The power of the human mind is such that it can overlook all kinds of mistakes: spelling mistakes, grammatical errors, even an imperfect choice of words. Of course it has been spelled out here that this is not entirely true and you can change the meaning of a sentence by simply changing the position of a comma. Last year, Lynne Trusse published this exquisite book entitled Eats, Shoots & Leaves on exactly the same subject.
If you think this is a minor subject, think twice. I was once asked by a French client to edit one of his documents. Written in his own language, not translated. He was the kind of person who should be supplied with a special keyboard–without the ‘comma’ key. He was using commas every couple of words and the result was, well, unreadable to the normal mind, but recognizable if you stood 3 feet away from the text, like in the opening example above.
In a language, whatever the language, every little bit of information counts. By this I mean EVERY BIT. It’s the beauty and the specificity of each language.

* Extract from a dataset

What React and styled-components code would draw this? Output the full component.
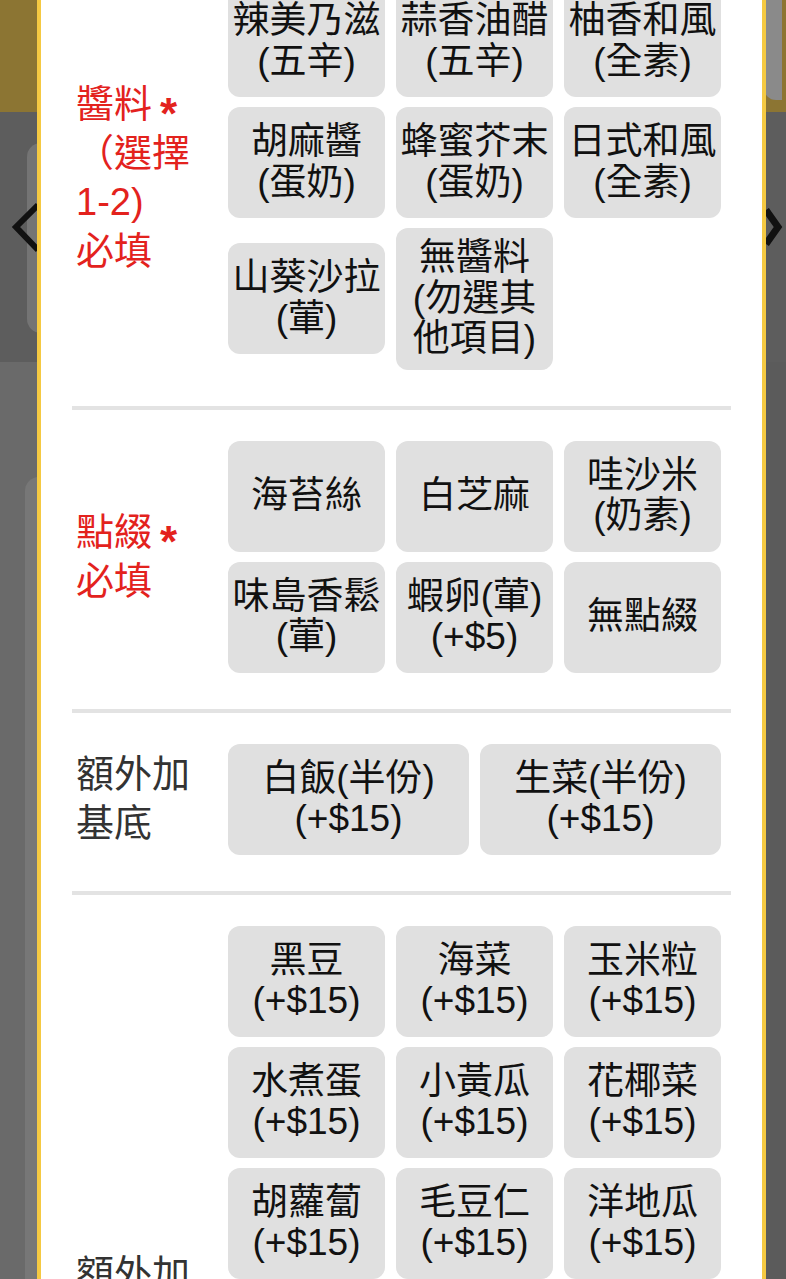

There are extremes of this. My dentist, who travels extensively to, and speaks at, international conferences, was telling me once how he was priding himself on his speaking a decent level of Japanese. Until the time when, as he was asking an innocent question from an honorable colleague from Japan, he saw his colleague’s face turn colorless and the man hastily turned away.
He was so shocked that he talked about it to other people and quickly found the answer. By simply switching two syllables in the question, he had asked whether his colleague was homosexual. So the human mind has its limits: culture.
I am not the kind of person to rant about text messaging and how young people are destroying the language. I don’t believe that speaking or writing in another language (texting for me is another language, which I don’t use) makes you less fluent or educated in your own language.
For me, language is a human thing. What I am ranting about is the pretense under which ‘close enough’ translation produced by computers, however sophisticated they may be, is made to pass as ‘acceptable’ and even ‘workable’ translation. This is the product of our technology-obsessed world. To me, the power of immediacy over quality of communication is producing a slow, but inexorable shift in languages and is conducive to yet more incomprehension, and may be, in the longer run, counter-productive.